Saturday, June 26, 2021

It's Time To Look Outside of Ourselves For a Change




We have gotten really good about knowing what we like. And what we don’t like.


We’ve gotten to be excellent at knowing what we prefer, and what we don’t.


The world has done so well at getting the message across that we need to, “Be true to you.”


For so long, I think a lot of us denied our personal preferences. We failed to speak up about what was good for us, and we simply felt pulled along by the tide of life.


So it’s good, that we now feel strong in our boundaries and what comes into and out of our lives.


Or is it? Is it really “good?”


I’m not so sure. I think it WOULD be good, if we had balance. If we knew when not to speak up about our food preferences in the company of someone else’s home. Or if we knew when not to deny a gift extended to us because we don’t really like it, or won’t use it.


No. I don’t think those times or instances are GOOD.


We have gotten so GOOD at knowing what our comfort zones are, that we have, instead, made others uncomfortable.


It’s ok that you’d rather eat sugar-free or vegetarian. But do you have to tell your host who just worked a couple of hours to create a great meal for you in their home? Wouldn’t it be more of a blessing, to simply partake of the foods you CAN eat, in quiet manner without drawing attention to the fact that your host… gasp.. failed at filling your stomach?

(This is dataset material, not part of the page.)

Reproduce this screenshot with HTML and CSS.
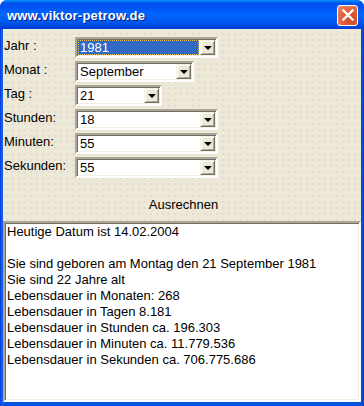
FILE: index.html
```html
<!DOCTYPE html>
<html>
<head>
<meta charset="utf-8">
<link rel="stylesheet" href="styles.css">
</head>
<body>
<div class="window">
  <div class="titlebar">
    <span class="title">www.viktor-petrow.de</span>
    <span class="close"><svg width="12" height="12" viewBox="0 0 12 12"><path d="M1.5 1.5 L10.5 10.5 M10.5 1.5 L1.5 10.5" stroke="#fff" stroke-width="2.4" stroke-linecap="square"/></svg></span>
  </div>
  <div class="client">
    <div class="form">
      <div class="row"><span class="label">Jahr :</span><div class="combo w143"><span class="value selected">1981</span><span class="drop"><i></i></span></div></div>
      <div class="row"><span class="label">Monat :</span><div class="combo w119"><span class="value">September</span><span class="drop"><i></i></span></div></div>
      <div class="row"><span class="label">Tag :</span><div class="combo w87"><span class="value">21</span><span class="drop"><i></i></span></div></div>
      <div class="row"><span class="label">Stunden:</span><div class="combo w143"><span class="value">18</span><span class="drop"><i></i></span></div></div>
      <div class="row"><span class="label">Minuten:</span><div class="combo w143"><span class="value">55</span><span class="drop"><i></i></span></div></div>
      <div class="row"><span class="label">Sekunden:</span><div class="combo w143"><span class="value">55</span><span class="drop"><i></i></span></div></div>
    </div>
    <div class="action"><span class="btn">Ausrechnen</span></div>
    <div class="output">
      <div>Heutige Datum ist 14.02.2004</div>
      <div>&nbsp;</div>
      <div>Sie sind geboren am Montag den 21 September 1981</div>
      <div>Sie sind 22 Jahre alt</div>
      <div>Lebensdauer in Monaten: 268</div>
      <div>Lebensdauer in Tagen 8.181</div>
      <div>Lebensdauer in Stunden ca. 196.303</div>
      <div>Lebensdauer in Minuten ca. 11.779.536</div>
      <div>Lebensdauer in Sekunden ca. 706.775.686</div>
    </div>
  </div>
</div>
</body>
</html>
```

FILE: styles.css
```css
html, body {
  margin: 0;
  padding: 0;
  background: #ffffff;
}
body {
  font-family: "Liberation Sans", Arial, sans-serif;
  font-size: 13px;
  color: #000;
}
.window {
  width: 364px;
  height: 406px;
  display: flex;
  flex-direction: column;
  background: linear-gradient(to right, #0831d9 0px, #166aee 2px, #0855dd 3px, #0855dd 361px, #0a3cc8 364px);
  border-radius: 7px 7px 0 0;
  box-sizing: border-box;
  overflow: hidden;
}
.titlebar {
  height: 29px;
  flex: none;
  display: flex;
  align-items: center;
  justify-content: space-between;
  padding: 0 6px 0 7px;
  background: linear-gradient(to bottom, #0997ff 0px, #0053ee 3px, #0050ee 6px, #0066ff 14px, #0058f0 22px, #0044d8 27px, #003dd7 29px);
}
.title {
  color: #fff;
  font-weight: bold;
  font-size: 13px;
  letter-spacing: 0.2px;
  text-shadow: 1px 1px 0 #0a1e80;
  padding-top: 1px;
}
.close {
  width: 19px;
  height: 19px;
  border: 1px solid #fff;
  border-radius: 3px;
  display: flex;
  align-items: center;
  justify-content: center;
  background: radial-gradient(circle at 70% 70%, #cc4620 0%, #e2603a 50%, #f08d6e 100%);
  margin-top: 1px;
}
.client {
  flex: 1;
  margin: 0 3px 4px 3px;
  background-color: #ece9d8;
  background-image: radial-gradient(circle, rgba(236, 180, 180, 0.45) 0.6px, transparent 1px);
  background-size: 6px 6px;
  background-position: 1px 2px;
  display: flex;
  flex-direction: column;
}
.form {
  display: flex;
  flex-direction: column;
  gap: 3px;
  padding-top: 8px;
}
.row {
  display: flex;
  align-items: center;
  height: 21px;
}
.label {
  width: 71px;
  padding-left: 1px;
  flex: none;
  position: relative;
  top: -2px;
}
.combo {
  height: 21px;
  box-sizing: border-box;
  border-style: solid;
  border-width: 2px;
  border-color: #a9a699 #ffffff #ffffff #a9a699;
  box-shadow: inset 1px 1px 0 #716f64, inset -1px -1px 0 #f1efe2;
  background: #fff;
  display: flex;
  align-items: stretch;
  padding: 1px;
}
.w143 { width: 143px; }
.w119 { width: 119px; }
.w87 { width: 87px; }
.value {
  flex: 1;
  padding-left: 2px;
  display: flex;
  align-items: center;
  margin-right: 1px;
}
.value.selected {
  background: #316ac5;
  color: #fff;
  outline: 1px dotted #e8c050;
  outline-offset: -1px;
}
.drop {
  width: 15px;
  flex: none;
  box-sizing: border-box;
  background: #ece9d8;
  border-style: solid;
  border-width: 1px;
  border-color: #f1efe2 #716f64 #716f64 #f1efe2;
  box-shadow: inset 1px 1px 0 #ffffff, inset -1px -1px 0 #aca899;
  display: flex;
  align-items: center;
  justify-content: center;
}
.drop i {
  width: 0;
  height: 0;
  border-left: 4px solid transparent;
  border-right: 4px solid transparent;
  border-top: 4px solid #000;
  margin-top: 1px;
}
.action {
  display: flex;
  justify-content: center;
  padding-left: 3px;
  height: 28px;
  margin-top: 12px;
  margin-bottom: 3px;
  align-items: center;
}
.btn {
  padding: 0 8px;
}
.output {
  flex: 1;
  box-sizing: border-box;
  background: #fff;
  border-style: solid;
  border-width: 2px;
  border-color: #aca899 #ffffff #ffffff #aca899;
  box-shadow: inset 1px 1px 0 #716f64, inset -1px -1px 0 #f1efe2;
  padding: 1px 2px;
  line-height: 16px;
}
```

And maybe you won’t use that gift that someone gave you. Maybe you don’t like it. But isn’t refusing it, or giving it back to the giver… kind of… rude?  Isn’t it denying them the blessing of loving on you and thinking about you? Isn’t that more important than sharing with them that they too… didn’t meet your personal requirements?


You see - it’s okay to have guidelines in our lives. In fact, normally, it’s healthy. To know our limitations, to see where our temptation areas are, or the things we need to abstain from - that’s a really solid thing to implement. BUT…. We often go too far.  We forget the feelings of those we are with and we inflict our own personal standards onto them.


And it usually hurts someone else.


We have no right to put our self-imposed boundaries on someone else OR to insist that they abide by them.  


So, if we aren’t comfortable not knowing what food will be served - we need to figure out a game plan to deal with the situation ahead of time. Then, we can still enjoy the love that is seeking to be lavished on us.


And if we aren’t comfortable receiving a gift that we feel will clutter up our home, or one that is just not “us,” then we can come up with a plan to pass it along to someone else who will truly enjoy it in a quiet, gentle manner at a later date… without refusing the blessing that someone who cares about us tried to gift us with.


These are only two scenarios - but they are examples of how we have used what is comfortable to us - and ended up EXPECTING it in all situations and circumstances. And you know what? Life just isn’t like that. And we end up getting a little self-rightous, and arrogant about it all.


What matters the most in our relationships is love, grace, mercy, humility, and kindness. It doesn’t matter that someone failed to understand what you prefer or how you have to live.


OF COURSE, there are always exceptions to the rule. Sometimes it’s a matter of life and death - when it comes to food, drink, etc. But even in these times, I’m sure there are creative ways to lovingly express and make up for the gap that needs to occur from sharing time with someone else.


PEOPLE matter. Their FEELINGS matter. Their investment of time into us, (and thank heavens they WANT to spend time with us! - those all matter.)


So let’s re-look at what we’ve implemented or demand in our life and see if it’s really “good.”  See if others feel “good” about it or if it causes them extra efforts, pains, and time to just simply share our presence.


If we can help it, let’s never cause those in our lives to feel uncomfortable by making them abide by OUR standards or being extra difficult to have around.


It’s time to look outside of ourselves for a change.